LES PIEDS DES MOTS
Où les mots quittent l'abstrait pour s'ancrer dans un lieu, un personnage,
une rencontre...
avril 2010
Le Récit d’une Pérégrination Intérieure
par Khadija Mouhsine
L’Inavouable est le troisième récit en prose du poète Mohamed Loakira, après L’esplanade des saints & Cie et À corps perdu dont
il semble être le prolongement. L’identité du personnage
principal et narrateur Mamoun assure cette continuité.
Après le récit de la mort de la mère Lalla Chama
dans A corps perdu, voici –entre autres- avec L’Inavouable,
celui de l’agonie du père, Ba Jelloul et en toile de fond, la
présence fantomatique du redoutable frère Hammouda
« le balafré ».
Le titre interpelle et crée un horizon d’attente : confession
difficile ? Impossible ? Mais confession de quoi ? Ne cherchez pas une
intrigue policière, un crime ou un forfait. C’est pourtant un
« récit noir
», peu reluisant que raconte cette descente aux enfers de Mamoun,
récit tragiquement lucide de sa déchéance.
Tout commence par ce retour d’« un long voyage
», d’où revient-il ? Peu importe, aucun détail
n’informe du lieu ou des raisons de ce voyage. Ces
éléments de réalité importent peu, il ne
vient que de lui-même, comme si ce voyage concret ne figurait
symboliquement et de façon syncrétique que cette longue
pérégrination intérieure, objet du récit.

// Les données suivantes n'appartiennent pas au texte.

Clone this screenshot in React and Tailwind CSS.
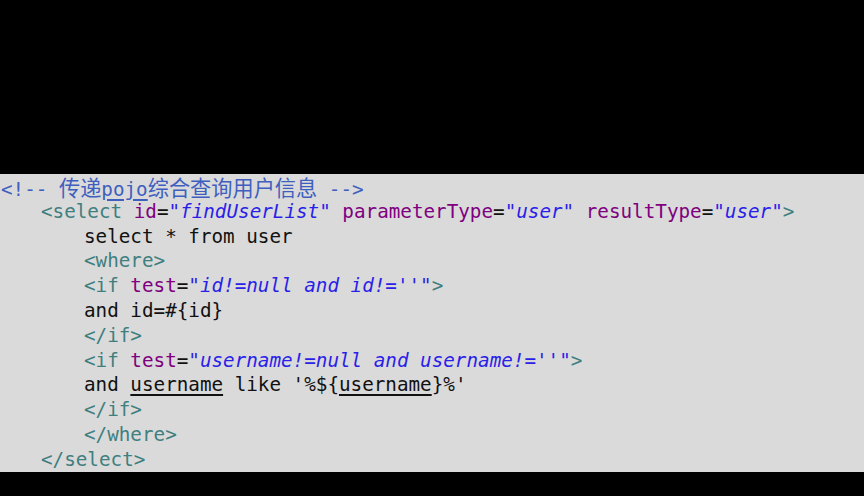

Il y a bien pourtant cet avion qui l’a ramené, le comportement
des passagers, leur impatience à la limite de l’incivisme
décrits avec réalisme ; mais cet univers ne semble
décrit que parce qu’il accapare l’attention du narrateur le
détournant momentanément de son angoisse, d’un «
pressentiment - mauvais présage » qui annonce le drame
auquel il va bientôt faire face. Personne ne l’attend à
l’aéroport…ni à la maison. Il est comme il dit, victime
d’un
« vol à l’arraché
» : sa femme est partie, a quitté le domicile conjugal
pour une destination inconnue – elle est étrangère -
emmenant leurs deux enfants, affectueusement appelés tout au
long du récit « les diablotins ». Partie sans
raison ? Voire.
Comme prélude à cet « imprévisible »,
à « l’inacceptable », le trajet entre
l’aéroport de Salé et la ville de Rabat donne à
voir un spectacle dysphorique : « Encore la mort sur sa route », « l’Hôtel des incarcérés »
et rappelle des souvenirs noirs des années de plomb dont il fut
victime, pire, dont il est une « épave ».
Quelle suite et quel avenir ? Il n’est plus qu’une terre ravagée
; il y avait déjà le passif : « Moi, Mamoun,
à la limite fils de si peu …tant j’ai poussé,
été abandonné telle une mauvaise herbe. »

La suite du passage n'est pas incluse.